My grub is stowed in Ziploc baggies, guaranteed to cause no confusion among thieves.

Then there is the hardware. Large pocketknife, pocket tool, MSR stove with two bottles of fuel, two-man tent (6 pounds), 2 1/2-pound sleeping bag, self-inflating pad, ground tarp, overhead tarp converted from old rainfly, binoculars, small porcelain-coated pot, water bottle, all-purpose bowl, eating utensils, insulated coffee cup, three Bic lighters, 50 feet of nylon line, first-aid kit with lots of Ibuprofin, one can of mosquito repellent, one can of pepper spray for fending off bears.

Heavy fleece shirt and pants, trail pants made of unknown miracle fabric, two pairs of nylon shorts with lots of pockets, cotton T-shirt, polypropylene long johns, five pairs of socks and a lightweight nylon rainjacket.

Five reporters notebooks, a half-dozen pens, waterproof notebook, weatherproof 35mm camera, five rolls of film, paperback editions of Pierre Berton, Tappan Adney, Murray Morgan and Jack London. . . . And a dog-eared copy of "The Trail Led North -- Mont Hawthorne's Story," thoroughly underlined and annotated, and carefully stowed in its own waterproof bag. ("Well, I'll be danged!," Mont declares, which is the closest he gets to a profanity.)

My outfit rides in a brand-new, internal-frame backpack.

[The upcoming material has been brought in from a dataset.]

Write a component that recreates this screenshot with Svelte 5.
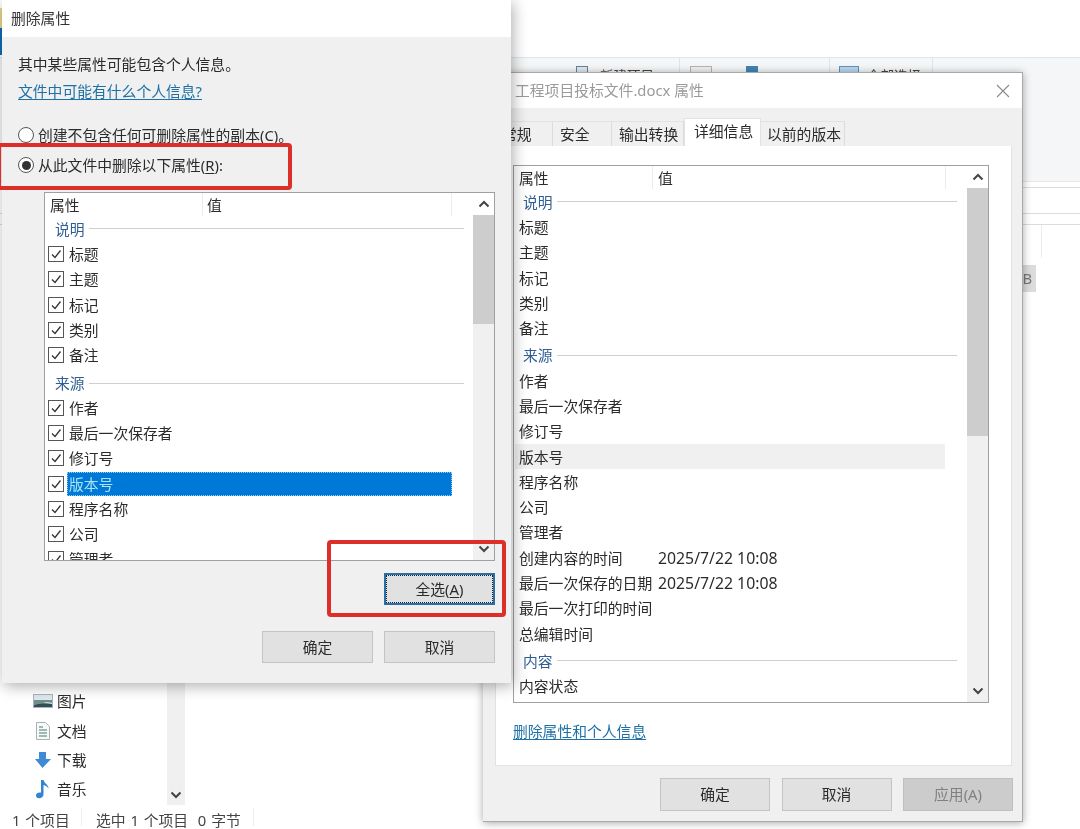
<script>
  const leftGroups = [
    { title: '说明', rows: ['标题', '主题', '标记', '类别', '备注'] },
    { title: '来源', rows: ['作者', '最后一次保存者', '修订号', '版本号', '程序名称', '公司', '管理者'] }
  ];
  const rightGroups = [
    { title: '说明', rows: [['标题'], ['主题'], ['标记'], ['类别'], ['备注']] },
    { title: '来源', rows: [['作者'], ['最后一次保存者'], ['修订号'], ['版本号'], ['程序名称'], ['公司'], ['管理者'],
      ['创建内容的时间', '2025/7/22 10:08'], ['最后一次保存的日期', '2025/7/22 10:08'], ['最后一次打印的时间'], ['总编辑时间']] },
    { title: '内容', rows: [['内容状态']] }
  ];
  const tabs = [
    { label: '常规', w: 58 },
    { label: '安全', w: 59 },
    { label: '输出转换', w: 72 },
    { label: '详细信息', w: 77, active: true },
    { label: '以前的版本', w: 84 }
  ];
</script>

{#snippet up()}
  <svg width="12" height="8" viewBox="0 0 12 8"><path d="M1.5 6.5 6 2l4.500 4.500" fill="none" stroke="#444" stroke-width="2"/></svg>
{/snippet}
{#snippet down()}
  <svg width="12" height="8" viewBox="0 0 12 8"><path d="M1.500 1.500 6 6l4.500-4.500" fill="none" stroke="#444" stroke-width="2"/></svg>
{/snippet}

<div class="stage">
  <div class="explorer">
    <div class="top"><span class="sliver"></span></div>
    <div class="ribbon">
      <div class="rgroup g1"><span class="ico sq"></span><span class="rtext">新建项目</span></div>
      <div class="rgroup g2"><span class="ico doc"></span><span class="ico blue"></span></div>
      <div class="rgroup g3"><span class="ico sq big"></span><span class="rtext">全部选择</span></div>
    </div>
    <div class="addr"></div>
    <div class="hdr"><span class="vline"></span></div>
    <div class="badge">B</div>
    <div class="pane">
      <div class="nav">
        <div class="nav-item">
          <svg width="20" height="14" viewBox="0 0 20 14"><rect x=".5" y=".5" width="19" height="13" fill="#dfe7ee" stroke="#a9b4bd"/><path d="M1 6h18v3c-5-2-9 0-18 2z" fill="#6f8f8c"/><path d="M1 11c6-2 12-2 18-1v3H1z" fill="#2f4f55"/></svg>
          <span>图片</span>
        </div>
        <div class="nav-item">
          <svg width="20" height="20" viewBox="0 0 20 20"><path d="M3.500 1.500h9l4 4v13h-13z" fill="#f7f9f9" stroke="#a8b1b5"/><path d="M6 6h4M6 9h8M6 12h8M6 15h8" stroke="#7fa6a0" stroke-width="1.500"/></svg>
          <span>文档</span>
        </div>
        <div class="nav-item">
          <svg width="20" height="20" viewBox="0 0 20 20"><path d="M6 2h7v7h5l-8.500 9L2 9h4z" fill="#3d8bd4"/></svg>
          <span>下载</span>
        </div>
        <div class="nav-item">
          <svg width="20" height="20" viewBox="0 0 20 20"><path d="M8 1h2.500c.3 3 5 4.500 5 8.500-1.200-2-3-3-5-3.500v9.500c0 2.300-2.200 3.700-4.500 3.700S3 18 3 16.300c0-2 2.300-3.300 5-2.800z" fill="#2f86cf"/></svg>
          <span>音乐</span>
        </div>
      </div>
      <div class="navbar">{@render down()}</div>
    </div>
    <div class="status">
      <span class="s1">1 个项目</span><span class="s2">选中 1 个项目&nbsp; 0 字节</span>
    </div>
  </div>

  <section class="win right">
    <header class="wtitle gray">
      <span>工程项目投标文件.docx 属性</span>
      <svg class="close" width="16" height="16" viewBox="0 0 16 16"><path d="M2 2l12 12M14 2 2 14" stroke="#8a8a8a" stroke-width="1.100"/></svg>
    </header>
    <div class="tabs">
      {#each tabs as t}
        <div class="tab" class:active={t.active} style="width:{t.w}px">{t.label}</div>
      {/each}
    </div>
    <div class="panel">
      <div class="list rlist">
        <div class="lcontent">
          <div class="lhead"><span class="hname">属性</span><span class="hval">值</span></div>
          {#each rightGroups as g, i}
            <div class="cat" class:first={i === 0}><span>{g.title}</span><i></i></div>
            {#each g.rows as r}
              <div class="row rrow" class:hover={r[0] === '版本号'}><span class="name">{r[0]}</span>{#if r[1]}<span class="val">{r[1]}</span>{/if}</div>
            {/each}
          {/each}
        </div>
        <div class="sbar"><div class="arrow">{@render up()}</div><div class="thumb rthumb"></div><div class="arrow end">{@render down()}</div></div>
      </div>
      <a class="link rl" href="#top">删除属性和个人信息</a>
    </div>
    <div class="btns rbtns">
      <div class="btn">确定</div><div class="btn">取消</div><div class="btn off">应用(A)</div>
    </div>
  </section>

  <section class="win left">
    <header class="wtitle">删除属性</header>
    <div class="lbody">
      <p class="line info">其中某些属性可能包含个人信息。</p>
      <a class="line link" href="#top">文件中可能有什么个人信息?</a>
      <div class="radio r1"><span class="rd"></span><span>创建不包含任何可删除属性的副本(<u>C</u>)。</span></div>
      <div class="radio r2"><span class="rd on"></span><span>从此文件中删除以下属性(<u>R</u>):</span></div>
      <div class="list llist">
        <div class="lcontent">
          <div class="lhead"><span class="hname lh">属性</span><span class="hval">值</span></div>
          {#each leftGroups as g, i}
            <div class="cat" class:first={i === 0}><span>{g.title}</span><i></i></div>
            {#each g.rows as r}
              <div class="row crow">
                <span class="cb"><svg width="14" height="14" viewBox="0 0 14 14"><path d="M3 7.500 6 10.500 11.500 3.500" fill="none" stroke="#333" stroke-width="1.300"/></svg></span>
                <span class="lab" class:sel={r === '版本号'}>{r}</span>
              </div>
            {/each}
          {/each}
        </div>
        <div class="sbar"><div class="arrow">{@render up()}</div><div class="thumb lthumb"></div><div class="arrow end">{@render down()}</div></div>
      </div>
      <div class="btns selall"><div class="btn focus">全选(<u>A</u>)</div></div>
      <div class="btns lbtns"><div class="btn">确定</div><div class="btn">取消</div></div>
    </div>
  </section>

  <div class="mark m1"></div>
  <div class="mark m2"></div>
</div>

<style>
  :global(body) { margin: 0; background: #fff; }
  .stage {
    position: relative; width: 1080px; height: 829px; overflow: hidden; background: #fff;
    font: 14.8px/24px "Noto Sans", "Noto Sans CJK SC", sans-serif; color: #2b2b2b;
    filter: blur(0.35px);
  }
  .explorer { position: absolute; inset: 0; display: flex; flex-direction: column; }
  .top { height: 58px; border-bottom: 1px solid #e3e6e8; flex: none; box-sizing: border-box; padding-top: 8px; }
  .sliver { display: block; width: 2px; height: 47px; background: linear-gradient(#e8d68a 0 20px, #0f6cb5 20px); }
  .ribbon { height: 124px; flex: none; background: #f5f6f7; border-bottom: 1px solid #e6e6e6; box-sizing: border-box; display: flex; padding-left: 566px; }
  .rgroup { height: 14px; overflow: hidden; display: flex; align-items: flex-start; box-sizing: border-box; padding-top: 8px; border-right: 1px solid #e2e3e5; }
  .g1 { width: 114px; gap: 12px; padding-left: 10px; box-sizing: border-box; }
  .g2 { width: 150px; gap: 34px; padding-left: 10px; }
  .g3 { width: 103px; gap: 8px; padding-left: 9px; }
  .rtext { line-height: 22px; color: #444; font-size: 13.5px; white-space: nowrap; margin-top: -1px; }
  .ico { width: 12px; height: 14px; flex: none; border: 1px solid #6c8193; background: #dfe9f1; box-sizing: border-box; }
  .ico.big { width: 20px; border-color: #5b93c4; background: #b9d6ee; }
  .ico.doc { width: 22px; background: #f0f0f0; border-color: #b5b5b5; }
  .ico.blue { background: #3f86b5; border-color: #3f86b5; }
  .addr { height: 27px; flex: none; margin-top: 5px; border-top: 1px solid #dcdcdc; border-bottom: 1px solid #dcdcdc; box-sizing: border-box; }
  .hdr { height: 41px; flex: none; margin-top: 10px; border-top: 1px solid #dcdcdc; box-sizing: border-box; padding-left: 1041px; }
  .vline { display: block; width: 1px; height: 33px; background: #ececec; }
  .badge { flex: none; width: 36px; height: 27px; margin-left: 1000px; background: #dcdcdc; color: #777; text-align: right; line-height: 27px; padding-right: 4px; box-sizing: border-box; }
  .pane { flex: 1; display: flex; min-height: 0; align-items: stretch; }
  .nav { width: 167px; box-sizing: border-box; padding: 0 0 1px 33px; display: flex; flex-direction: column; justify-content: flex-end; }
  .nav-item { height: 29.400px; display: flex; align-items: center; gap: 4px; }
  .nav-item svg { width: 20px; flex: none; }
  .navbar { width: 18px; background: #f0f0f0; display: flex; align-items: flex-end; justify-content: center; padding-bottom: 6px; box-sizing: border-box; }
  .status { height: 24px; flex: none; display: flex; padding: 3px 0 0 12px; color: #444; box-sizing: border-box; word-spacing: 1px; }
  .s1 { width: 69px; border-right: 1px solid #eee; height: 18px; }
  .s2 { padding-left: 14px; padding-right: 12px; border-right: 1px solid #eee; height: 18px; }

  .win { position: absolute; background: #f0f0f0; box-sizing: border-box; display: flex; flex-direction: column; }
  .left { left: 2px; top: 0; width: 509px; height: 683px; box-shadow: 2px 3px 14px rgba(0,0,0,.32); }
  .right { left: 483px; top: 72px; width: 540px; height: 750px; border: 1px solid #a8a8a8; border-width: 1px 1px 1px 0; box-shadow: 0 1px 8px rgba(0,0,0,.35); }
  .wtitle { height: 37px; flex: none; background: #fff; padding-left: 9px; line-height: 37px; color: #333; box-sizing: border-box; }
  .wtitle.gray { height: 35px; line-height: 35px; padding-left: 32px; color: #9a9a9a; display: flex; justify-content: space-between; align-items: center; padding-right: 11px; }
  .tabs { display: flex; height: 28px; flex: none; margin: 10px 0 0 12px; align-items: flex-end; }
  .tab { height: 25px; line-height: 25px; box-sizing: border-box; padding-left: 7px; background: #f0f0f0; border-right: 1px solid #dcdcdc; border-top: 1px solid #e2e2e2; white-space: nowrap; }
  .tab:last-child { padding-left: 6px; }
  .tab.active { height: 28px; line-height: 24px; background: #fff; padding-left: 9px; border: 1px solid #e2e2e2; border-bottom: 0; }
  .panel { width: 517px; height: 620px; flex: none; margin-left: 12px; background: #fff; border: 1px solid #e2e2e2; border-top: 0; box-sizing: border-box; padding: 19px 0 0 17px; }
  .lbody { flex: 1; padding: 15px 16px 0; display: flex; flex-direction: column; }
  .line { margin: 0; display: block; }
  .info { height: 24px; }
  .link { color: #1d71a6; text-decoration: underline; text-underline-offset: 2px; width: max-content; }
  .lbody .link { margin-top: 3px; }
  .rl { display: block; margin-top: 16px; }
  .radio { display: flex; align-items: center; height: 24px; gap: 4px; }
  .r1 { margin-top: 20px; }
  .r2 { margin-top: 6px; }
  .rd { width: 16px; height: 16px; border: 1px solid #555; border-radius: 50%; background: #fff; box-sizing: border-box; display: flex; align-items: center; justify-content: center; flex: none; }
  .rd.on::after { content: ""; width: 9px; height: 9px; border-radius: 50%; background: #333; }
  u { text-underline-offset: 2px; text-decoration-thickness: 1px; }

  .list { display: flex; background: #fff; border: 1px solid #a0a0a0; box-sizing: border-box; overflow: hidden; flex: none; }
  .llist { width: 451px; height: 369px; margin: 15px 0 0 26px; }
  .rlist { width: 476px; height: 538px; }
  .lcontent { flex: 1; min-width: 0; overflow: hidden; }
  .lhead { height: 23px; display: flex; line-height: 25px; }
  .hname { padding-left: 5px; border-right: 1px solid #ececec; box-sizing: content-box; margin-right: 4px; width: 147px; }
  .lh { width: 152px; }
  .rlist .hname { width: 133px; margin-right: 5px; }
  .hval { flex: 1; margin-right: 21px; border-right: 1px solid #ececec; }
  .cat { height: 27px; display: flex; align-items: center; gap: 4px; padding: 4px 9px 0 10px; box-sizing: border-box; color: #2f5f92; }
  .cat.first { height: 25.500px; padding-top: 0; }
  .rlist .cat { padding-left: 9px; padding-right: 10px; padding-top: 2px; }
  .rlist .cat.first { padding-top: 0; }
  .cat i { flex: 1; height: 1px; background: #cfcfcf; }
  .row { height: 25.300px; display: flex; align-items: center; white-space: nowrap; }
  .rrow { margin: 0 22px 0 1px; padding-left: 4px; }
  .rrow.hover { background: #f0f0f0; }
  .name { width: 139px; flex: none; }
  .val { font-size: 15.8px; }
  .crow { padding-left: 3px; margin-right: 21px; }
  .cb { width: 16px; height: 16px; border: 1px solid #555; background: #fff; box-sizing: border-box; flex: none; display: flex; align-items: center; justify-content: center; margin-right: 3px; }
  .lab { flex: 1; height: 24px; line-height: 24px; padding-left: 2px; }
  .lab.sel { background: #0078d7; color: #a9e3f6; outline: 1px dotted #8fd0ee; outline-offset: -1px; }
  .sbar { width: 21px; flex: none; background: #f0f0f0; display: flex; flex-direction: column; }
  .arrow { height: 22px; flex: none; display: flex; align-items: center; justify-content: center; background: #fff; }
  .arrow.end { margin-top: auto; background: #f0f0f0; }
  .thumb { background: #cdcdcd; }
  .lthumb { height: 109px; }
  .rthumb { height: 248px; }

  .btns { display: flex; justify-content: flex-end; flex: none; }
  .btn { width: 111px; height: 32px; background: #e1e1e1; border: 1px solid #c4c4c4; box-sizing: border-box; text-align: center; line-height: 30px; }
  .selall { margin-top: 12px; }
  .lbtns { margin-top: 26px; gap: 11px; }
  .focus { border: 2px solid #2a6ea8; line-height: 28px; outline: 1px dotted #222; outline-offset: -3px; }
  .rbtns { margin-top: 12px; padding-right: 9px; gap: 11.500px; }
  .rbtns .btn { width: 110px; height: 33px; line-height: 31px; }
  .btn.off { background: #cccccc; border-color: #bfbfbf; color: #808080; }

  .mark { position: absolute; border: 4px solid #dc2f28; border-radius: 4px; box-sizing: border-box; }
  .m1 { left: -3px; top: 143px; width: 295px; height: 47px; }
  .m2 { left: 327px; top: 540px; width: 179px; height: 77px; }
</style>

It fits, barely, but only after some shedding.

"What's all that weigh?," Mont wants to know.

Sixty pounds. Fifty, without the books and stationery.

"Dang! That sure ain't gonna get you far!"

"It's OK, Mont. It's been a while. These days, we can resupply in Whitehorse, and there are supermarkets in Dawson."

Mont is obsessed with my tent and polypropylene fleece. He fingers it, smells it, furrows his brow.

"What's this stuff made of?" he asks.

Various chemicals. Petroleum. I understand the fleece is made from old milk cartons.

"Son, I wasn't born yesterday, you know."

"It's great stuff, Mont." Nylon sheds water far better than canvas. The poly material wicks moisture away from the skin and dries quickly.

"So what's the downside?"

"You gotta be careful around fires."

"Why's that?'

"Well, it melts."

"Melts?"

Yup.

Mont's eyes light up. Well, when we get to Lake Bennett and start building our boat, we can use this stuff to caulk the seams.